Phillips’ letter provides confirmation, from the perspective of a member of Lincoln’s extended entourage on April 8, of the three-division alignment for each corps shown on the maps. The letter also suggests a key point that to my knowledge has never been made before now in interpretive discussions of that day’s review: it was a two-phase event composed, first, of Lincoln reviewing troops while he was in motion and they stationary, and then, after he moved to some geographically separate point at or near a flag, of the troops in motion before the now-stationary President. Here he is on horseback, I think, in a detail from the Waud sketch of April 8:
In this interpretation of Lincoln reviewing the Second, Third, and Fifth Corps, the map would document the first half of the event, while the sketch would document the second half. By day’s end, Lincoln would have likely reviewed the component-units of each corps twice. The President had reviewed the Sixth Corps and the Artillery Reserve earlier that morning (an event not witnessed by Captain Phillips). Provost Marshal General Marsena Patrick’s diary records that the Sixth and the artillery were reviewed “at Sickles Head Quarters”—the Fitzhugh family’s “Boscobel” estate (map-detail below). A New Jerseyan in the Sixth penned this description of the event after the war, confirming that Lincoln also reviewed that corps in two phases:
The reviewing ground was a plateau, slightly
rolling but sufficiently level to admit of good marching. The
reviewing stand, a knoll somewhat elevated, could be seen by the
Confederates…. After the President and General Hooker and staff had
ridden down the front of the line and returned by the rear, they
took position on the rise selected for the reviewing stand, which
was about the centre of the line. The ladies who accompanied Mrs.
Lincoln were grouped about her in carriages to the left of the
stand. When all were satisfactorily placed, the march past began.
When the signal was given the brigade on the extreme right marched
by platoon to the front, and, wheeling to the left, marched down
past the President…. As each brigade marched to the front its place
was immediately filled by the next in line, so that one line was
moving to the right while the other was moving to the left past the
Hopefully, I made two key documents of the April 8 review less conflicting. Also, it seems that a landmark event in the developing relationships between countless Federal soldiers and their Commander-in-Chief was more protracted, or immersive, than we thought previously. A Vermonter in the Sixth Corps would write of seeing that day an “unusual paleness” on Lincoln’s cheek, and an “expression of care…as he passed by where we were standing…I had a chance to see his face fully.”

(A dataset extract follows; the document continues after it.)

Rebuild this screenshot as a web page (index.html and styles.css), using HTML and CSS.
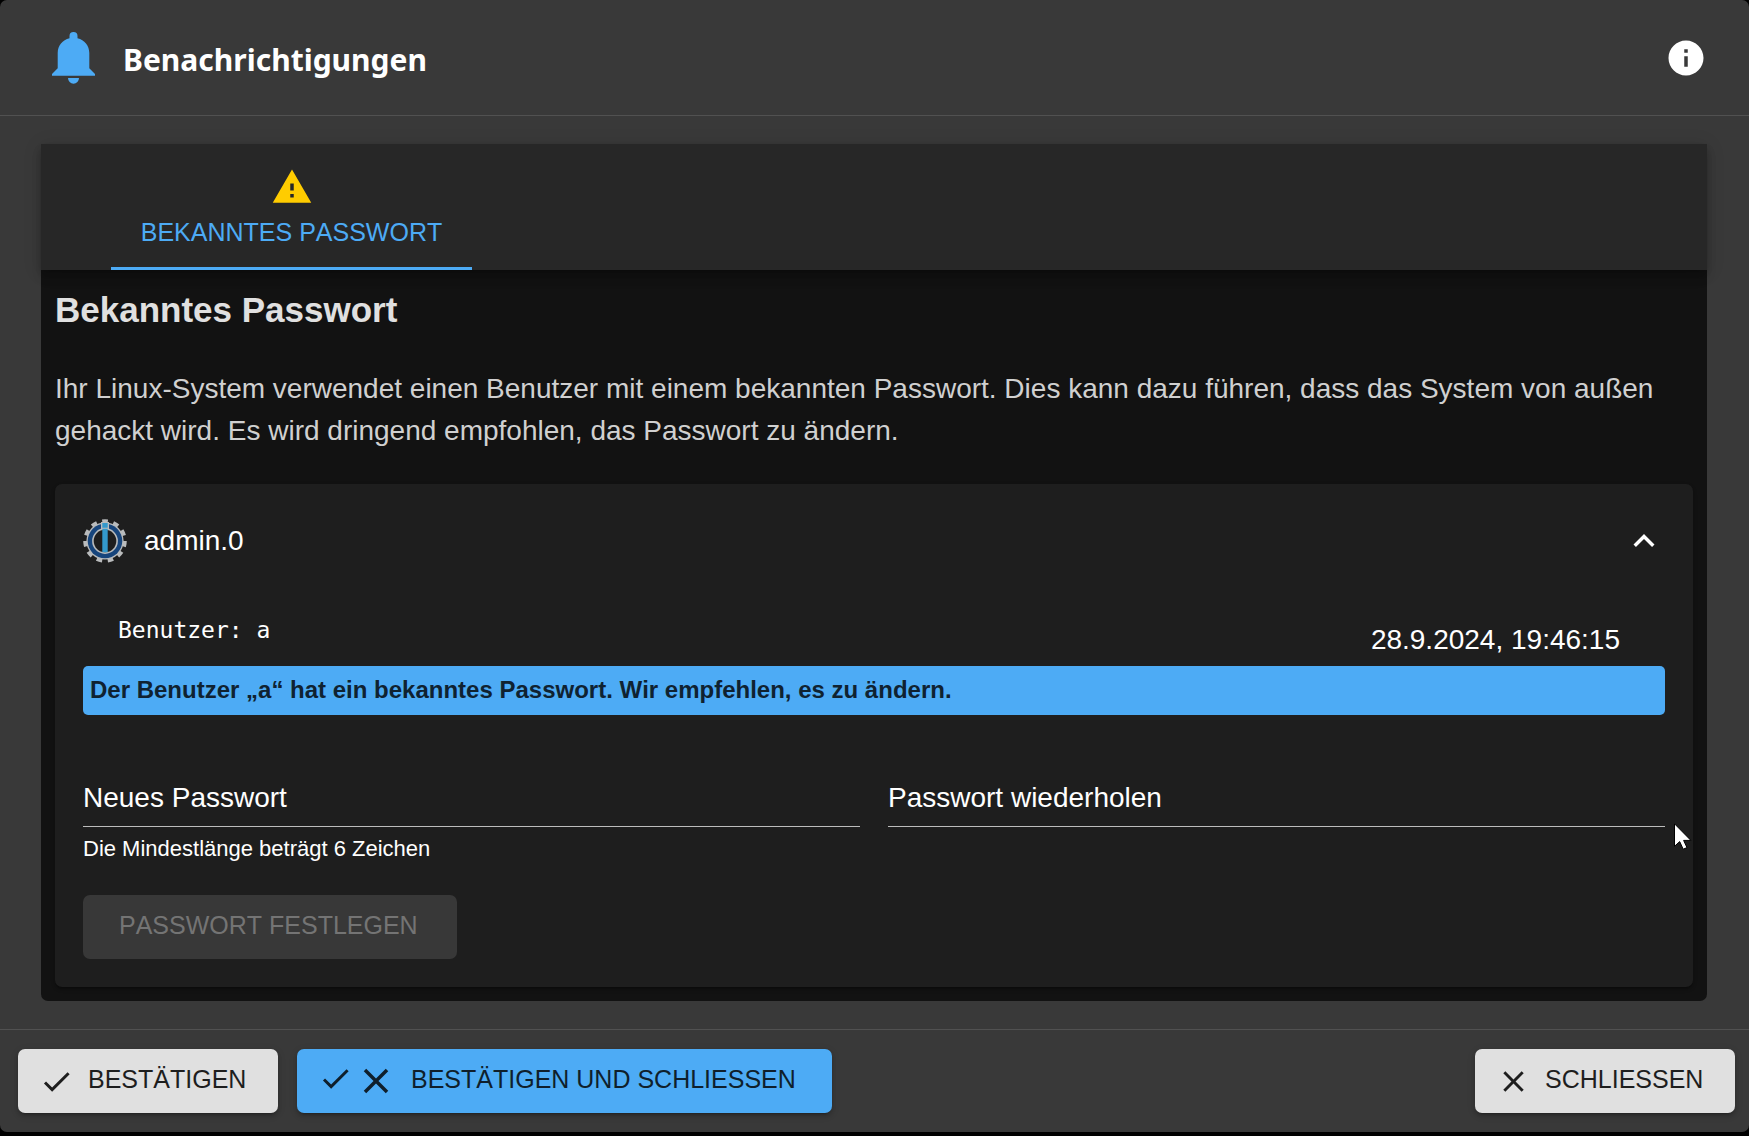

I close with a rarely seen illustration of one of Lincoln’s Stafford County reviews (below) by William Robinson Leigh, best known as an artist of Southwest landscapes, a fashion designer, and an implacable foe of Modernist painting. While Leigh’s picture lacks both the eyewitness immediacy of a wartime sketch and identification with a specific day of the April 1863 reviewing, it is notable for accompanying a May 1899 McClure’s Magazine article by Ida M. Tarbell. (Her extensive historical work on Lincoln preceded her more famous efforts as a muckraking journalist and critic of the Standard Oil Company.) Tarbell’s interpretation of the Stafford County reviews emphasized Hooker’s disappointing performance in the upcoming campaign, of which, she wrote, Lincoln had a “foreboding” that allowed for “no rejoicing in his face” as he watched the troops pass in April 1863.
Noel G. Harrison
Sources: the published version of Marsena Patrick’s diary, quoted above, is well-known and needs no further explanation. The other citations, in order of appearance above, appear in: the History of the Fifth Massachusetts Battery (1902); the History of the First Brigade, New Jersey Volunteers (1910); and Hard Marching Every Day: The Civil War Letters of Private Wilbur Fisk, 1861-1865 (1992).
For a recent interpretation of the events of April 8, 1863 in the context of Lincoln’s other reviews that month, and his visits to the Fredericksburg area during the war overall, I recommend Jane Hollenbeck Conner’s book, Lincoln in Stafford (2006).